2012 is going to be better.

Why?
Because I don't think it's possible to top the crapiness that was 2011.  Knock on wood. Lots. But I really do not think it could possibly be worse.

Where am I now? It's been four months since S died. They have been long, crappy, tiring months. But I feel pretty good and optimistic in general. For those of you that have no clue what I'm on about, S was my fiancĂ© and the father of my beautiful boy. He committed suicide in August 2011 and I found his body. Then a month and one day later my Grandfather died.  Then the next month I found lumps in my breasts and had to do a stack of tests... I am quite happy to leave all the drama of 2011 in the past for sure.

I am slowly but surely starting to rebuild. I've even been on a few dates.  GASP. SHOCK. HORROR. Yeah, I know, I am actually actively trying to find happiness. Don't worry, I'm not jumping in the deep end...we're just talking male company for a dinner or a movie.  How can I even think of moving on? Simple reason. Because I can't possibly NOT move on. I refuse to sit in a miserable mess of tissues and snot and just sob the rest of my life away. S is gone. He isn't coming back. I know this because I looked at  the front door about a hundred thousand times wishing like hell I'd see his boots resting on the door mat. But he's not coming back.  And my life is still going on and I'm lonely as hell. I want some adult company, where conversations aren't about not throwing food on the floor, playing nicely and needing nappy changes. I need some sanity! There is zero desire for a serious all in relationship and any prospects get the full details of where I've been and were I am headed and they decide if they're up for the ride.

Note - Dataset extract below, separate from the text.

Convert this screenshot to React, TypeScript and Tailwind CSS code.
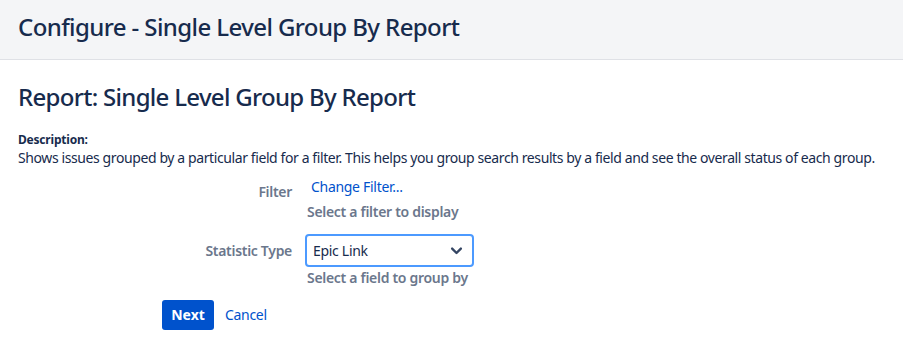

I believe my weight has been maintained since I stopped the last 12wbt. Still at 75, Still really need to lose another 10kg. 7 I'd be stoked with to be quite honest. 3kg and I'm a healthy weight. WOOOT!  My iron levels are non-existent. I just had my levels done and my ferritin is wiped out completely. My thyroid, kidneys and liver are pretty plucky though. I went to the dentist today and had them scrape and chisel and turn my mouth back into what 'healthy' looks like it needs to stay this way!! My legs need exfoliating and my skin is drrrrryyyyyy. My face is unhappy, needs moisturising like I used to do. My hair is ready for a new colour and trim. I've not been awesome at looking after myself over the last few months but this is all about to change!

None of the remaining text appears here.